Outside the Box


Sadie Ziegler, Sport Reporter

The rules of baseball and softball are very similar. One rule that stands out for both sports is stepping out of the batter’s box when making contact with the ball, specifically between home plate and the box. 

The batter, right or left handed, will be called out if he or she has one foot out of the white lines and hits the ball. This is especially hard for slappers on the left side because they are in motion when swinging their bat. This rule should be changed for slappers. 

Retired professional softball player Meredith Ramsey states, “The rule was only recently changed in the U.S. softball world but the rest of the world is still remaining under the old rule of any contact with the line is fair.

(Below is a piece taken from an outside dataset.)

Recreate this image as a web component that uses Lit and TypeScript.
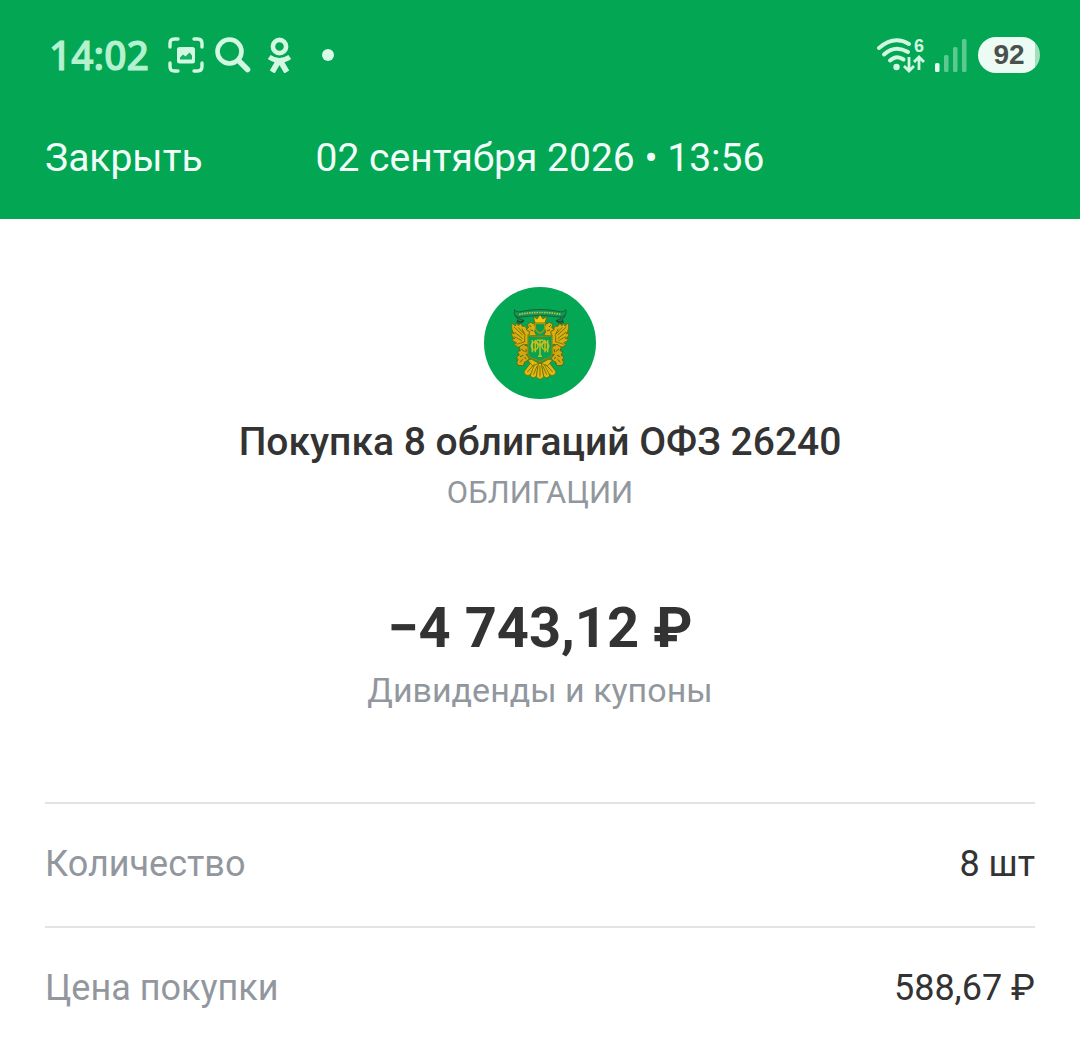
import { LitElement, html, svg, css } from "lit";
import { customElement, property } from "lit/decorators.js";

interface Detail {
  label: string;
  value: string;
}

@customElement("status-bar")
class StatusBar extends LitElement {
  static styles = css`
    :host {
      display: flex;
      align-items: center;
      height: 110px;
      padding: 0 40px 0 49px;
      color: #d2f8e2;
    }
    .clock {
      font: 500 39px/48px "Noto Sans", sans-serif;
      color: #b4f2cf;
      -webkit-text-stroke: 1px #b4f2cf;
      margin-right: 19px;
    }
    .notices,
    .signals {
      display: flex;
      align-items: center;
    }
    .notices {
      gap: 11px;
      flex: 1;
    }
    svg {
      display: block;
    }
    .dot {
      width: 12px;
      height: 12px;
      border-radius: 50%;
      background: #d8fae7;
      margin-left: 13px;
    }
    .signals {
      gap: 9px;
    }
    .net {
      font: 700 18px "Liberation Sans", sans-serif;
    }
    .battery {
      width: 62px;
      height: 36px;
      border-radius: 18px;
      background: linear-gradient(90deg, #ecfbf3 92%, #a3dfbd 92%);
      color: #4a514d;
      font: 700 28px/36px "Liberation Sans", sans-serif;
      text-align: center;
      margin-left: 2px;
    }
  `;

  render() {
    return html`
      <time class="clock">14:02</time>
      <div class="notices">
        <svg width="36" height="36" viewBox="0 0 36 36" fill="none" aria-hidden="true">
          <path
            d="M2 10V6.500Q2 2 6.500 2H10M26 2H29.500Q34 2 34 6.500V10M34 26V29.500Q34 34 29.500 34H26M10 34H6.500Q2 34 2 29.500V26"
            stroke="currentColor" stroke-width="3.400" stroke-linecap="round" />
          <rect x="9" y="10" width="18" height="16.500" rx="2.500" fill="currentColor" />
          <path d="M12 22.500V20.500L15 17.500L17.500 19.500L21.500 15.500L24 18.500V22.500Z" fill="#16b064" />
        </svg>
        <svg width="36" height="36" viewBox="0 0 36 36" fill="none" stroke="currentColor" aria-hidden="true">
          <circle cx="14.500" cy="14.500" r="12" stroke-width="4.600" />
          <path d="M23.500 23.500L32.500 32.500" stroke-width="5.600" stroke-linecap="round" />
        </svg>
        <svg width="36" height="36" viewBox="0 0 36 36" fill="none" stroke="currentColor" aria-hidden="true">
          <circle cx="17.500" cy="9.500" r="6.600" stroke-width="4.600" />
          <path d="M7.200 20Q17.500 27 27.800 20" stroke-width="5" />
          <path d="M17.500 22.500L10.200 35M17.500 22.500L24.800 35" stroke-width="5.600" />
        </svg>
        <span class="dot"></span>
      </div>
      <div class="signals">
        <svg class="net" width="50" height="36" viewBox="0 0 50 36" fill="none" aria-hidden="true">
          <g stroke="currentColor" stroke-width="4" stroke-linecap="round">
            <path d="M3 11Q18 -2 33 7" />
            <path d="M8 17.500Q19 7.500 32 15" />
            <path d="M14 23.500Q20.500 17.500 27.500 22.500" />
          </g>
          <circle cx="20.500" cy="30" r="3.200" fill="currentColor" />
          <text x="38" y="15" fill="currentColor">6</text>
          <g stroke="currentColor" stroke-width="2.800">
            <path d="M33 20V34M28 29L33 34L38 29M43 33V20M38 25L43 20L48 25" />
          </g>
        </svg>
        <svg width="32" height="36" viewBox="0 0 32 36" aria-hidden="true">
          <rect x="0" y="26" width="4.500" height="9" rx="1.500" fill="#e4fcef" />
          <g fill="#5cca90">
            <rect x="9" y="18" width="4.500" height="17" rx="1.500" />
            <rect x="18" y="10" width="4.500" height="25" rx="1.500" />
            <rect x="27" y="2" width="4.500" height="33" rx="1.500" />
          </g>
        </svg>
        <span class="battery">92</span>
      </div>
    `;
  }
}

@customElement("bond-emblem")
class BondEmblem extends LitElement {
  static styles = css`
    :host {
      display: block;
    }
    .emblem {
      display: block;
      width: 112px;
      height: 112px;
    }
  `;

  private wing() {
    return svg`
      <path d="M96 120L106 129L108 121L116 128L121 120L127 130L136 130L142 142L154 146V186L136 184L128 192Q112 196 102 184
        L110 179Q98 177 96 167L105 167Q93 160 94 149L103 153Q92 140 96 120Z"
        fill="#d8b010" stroke="#6a6a0c" stroke-width="2.500" stroke-linejoin="round" />
      <path d="M102 132L128 156M103 147L128 167M103 161L126 173M110 184L134 176M114 133L134 154M126 137L136 158M134 158V178"
        stroke="#7d700c" stroke-width="3" fill="none" />
      <path d="M146 158L149 146L138 139L146 134L142 125L152 118L164 124L168 134L164 146L170 158Z"
        fill="#d9b112" stroke="#5b620f" stroke-width="2.500" />
      <path d="M148 126L154 132M151 140L160 144" stroke="#5d5d12" stroke-width="3" />
      <path d="M117 192L130 184L146 192V214L138 214L148 226L141 234L133 238L131 248L114 247L110 239
        L114 230L109 222L118 216L112 206L121 203Z"
        fill="#cfa812" stroke="#5c620f" stroke-width="2.500" stroke-linejoin="round" />
      <path d="M124 198L134 206M138 198V208M120 221L130 217M134 222L138 228M120 238L128 229" stroke="#6a6009" stroke-width="3" />
      <path d="M105 93Q111 98 122 95L119 108L132 112Q126 126 110 119L115 108Q106 106 105 93Z"
        fill="#168b50" stroke="#16603a" stroke-width="3" />
      <path d="M112 112Q119 121 132 113" stroke="#22452c" stroke-width="4" fill="none" />
    `;
  }

  render() {
    return html`
      <svg class="emblem" viewBox="12 12 336 336" role="img" aria-label="ОФЗ" fill="none">
        <circle cx="180" cy="180" r="168" fill="#04a854" />
        <g>${this.wing()}</g>
        <g transform="translate(361 0) scale(-1 1)">${this.wing()}</g>
        <path d="M104 80Q111 90 126 85Q180 74 235 85Q250 90 257 80Q262 94 248 101Q239 105 229 101Q180 93 132 101Q113 106 106 99Q101 92 104 80Z"
          fill="#159452" stroke="#17562f" stroke-width="2.500" />
        <path d="M117 94Q180 83 244 94" stroke="#a8c455" stroke-width="5" stroke-dasharray="5 2.500" />
        <path d="M165 120L160 100L171 108L180 95L189 108L201 100L195 120Z" fill="#f1c50c" stroke="#62670d" stroke-width="2.500" />
        <path d="M166 122H194V136Q191 146 180 150Q169 146 166 136Z" fill="#079e50" stroke="#a8950d" stroke-width="4" />
        <g stroke="#5d640f" stroke-width="2" fill="#e0b810" stroke-linejoin="round">
          <path d="M158 232L132 266Q136 283 151 275L168 244Z" />
          <path d="M166 238L151 277Q158 291 169 279L176 241Z" />
          <path d="M176 238L169 281Q180 296 191 281L184 238Z" />
          <path d="M194 238L209 277Q202 291 191 279L184 241Z" />
          <path d="M202 232L228 266Q224 283 209 275L192 244Z" />
          <path d="M144 232Q155 224 164 234L180 242L196 234Q207 224 217 232L202 249L180 239L158 249Z" />
        </g>
        <path d="M142 267L163 244M160 275L172 248M180 281V248M200 275L188 248M218 267L197 244" stroke="#7c720b" stroke-width="3" />
        <path d="M144 157Q180 164 216 157V214Q213 224 195 228L180 236L165 228Q147 224 144 214Z"
          fill="#06a452" stroke="#8b860f" stroke-width="4" />
        <g stroke="#c9bd1e" stroke-width="4.500">
          <path d="M157 171V208M203 171V208M166 171L180 190L195 171M166 171V208M195 171V208M180 171V221M171 172H190M174 220H186" />
          <ellipse cx="164" cy="189" rx="10" ry="11" />
          <ellipse cx="196" cy="189" rx="10" ry="11" />
        </g>
      </svg>
    `;
  }
}

@customElement("detail-list")
class DetailList extends LitElement {
  @property({ attribute: false }) items: Detail[] = [];

  static styles = css`
    :host {
      display: block;
    }
    .list {
      margin: 0;
    }
    .row {
      display: flex;
      justify-content: space-between;
      align-items: center;
      padding: 38px 0 40px;
      border-top: 2px solid #e2e3e4;
      font-size: 36px;
      line-height: 44px;
    }
    .label {
      color: #92979e;
    }
    .value {
      margin: 0;
      color: #333;
    }
  `;

  render() {
    return html`
      <dl class="list">
        ${this.items.map(
          (item) => html`
            <div class="row">
              <dt class="label">${item.label}</dt>
              <dd class="value">${item.value}</dd>
            </div>
          `
        )}
      </dl>
    `;
  }
}

@customElement("app-root")
class AppRoot extends LitElement {
  private details: Detail[] = [
    { label: "Количество", value: "8 шт" },
    { label: "Цена покупки", value: "588,67 ₽" },
  ];

  static styles = css`
    :host {
      display: block;
      background: #fff;
      color: #333;
      font-family: Roboto, sans-serif;
    }
    .header {
      background: #02a653;
    }
    .nav {
      display: grid;
      grid-template-columns: 1fr auto 1fr;
      align-items: center;
      padding: 24px 45px 37px;
      color: #f1fff8;
      font-size: 39px;
      line-height: 48px;
    }
    .close {
      justify-self: start;
      border: 0;
      padding: 0;
      background: none;
      color: inherit;
      font: inherit;
      cursor: pointer;
    }
    .summary {
      display: flex;
      flex-direction: column;
      align-items: center;
      padding: 68px 45px 90px;
      text-align: center;
    }
    .title {
      margin: 19px 0 5px;
      font-size: 39px;
      line-height: 48px;
      font-weight: 500;
    }
    .kind,
    .account {
      margin: 0;
      color: #92979e;
    }
    .kind {
      font-size: 31px;
      line-height: 44px;
    }
    .amount {
      margin: 81px 0 8px;
      font-size: 56px;
      line-height: 64px;
      font-weight: 700;
    }
    .account {
      font-size: 34px;
      line-height: 44px;
    }
    .details {
      margin: 0 45px;
    }
  `;

  render() {
    return html`
      <header class="header">
        <status-bar></status-bar>
        <div class="nav">
          <button class="close" type="button">Закрыть</button>
          <time class="date">02 сентября 2026 • 13:56</time>
        </div>
      </header>
      <main>
        <section class="summary">
          <bond-emblem></bond-emblem>
          <h1 class="title">Покупка 8 облигаций ОФЗ 26240</h1>
          <p class="kind">ОБЛИГАЦИИ</p>
          <p class="amount">−4 743,12 ₽</p>
          <p class="account">Дивиденды и купоны</p>
        </section>
        <detail-list class="details" .items=${this.details}></detail-list>
      </main>
    `;
  }
}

First off, what’s the rule of the line when it comes to foul/in play balls? And contact with the line is fair and in play. Same rule should apply to feet on the batter box line.” 

When the ball is hit and hits the line that is past the bases, the ball is considered “in play” and fair. So why is this not the case when a batter steps on the line? It almost seems unfair for a slapper. He/she is focused on hitting the ball in the right spot while worrying about staying in the box with their steps. This thought does not even cross a right handed batter when they are hitting because they are simply in place when swinging. 

“The rule as it is now, requires the umpire to watch the pitcher, determine a ball or strike, AND watch the batter’s foot. Watching the batter’s foot and where the ball crosses the plate happens at the exact same time. If he is paying attention to the foot, he’s bound to miss some ball and strike calls,” argued Ramsey. “It’s not a reasonable expectation and makes the umpire even more involved in the game.” 

Meredith “Mo” Ramsey played professional softball in Germany . She was named an All-American player playing first base, catcher, and topping it off a strong power slapper. As a slapper for several years, Mo knows the ins and outs of hitting on the left side. 

An umpire can not focus on the ball and the batter’s feet at the same time. Slappers are targeted because of their speed and continuous foot movements. Once a slapper comes up to the plate, the umpire switches gears and focuses more than he would on a right handed batter. 

“I completely agree this rule should be changed,” said senior Kayelyn Rice. “As a slapper we are doing several things at once and stepping on the white line should not have to be a worry. When a ball is hit and touches the white line behind the bases, it is considered to be fair. So why can’t a batter step on the white line when hitting? This rule is not needed.” 

Rice is a four year member of the Carterville varsity softball team, and has been slapping for five years. This rule is clear to be a struggle for the umpire and batter, so there is no reason for it. Some places in the world do not initiate this rule for slappers or right handed batters.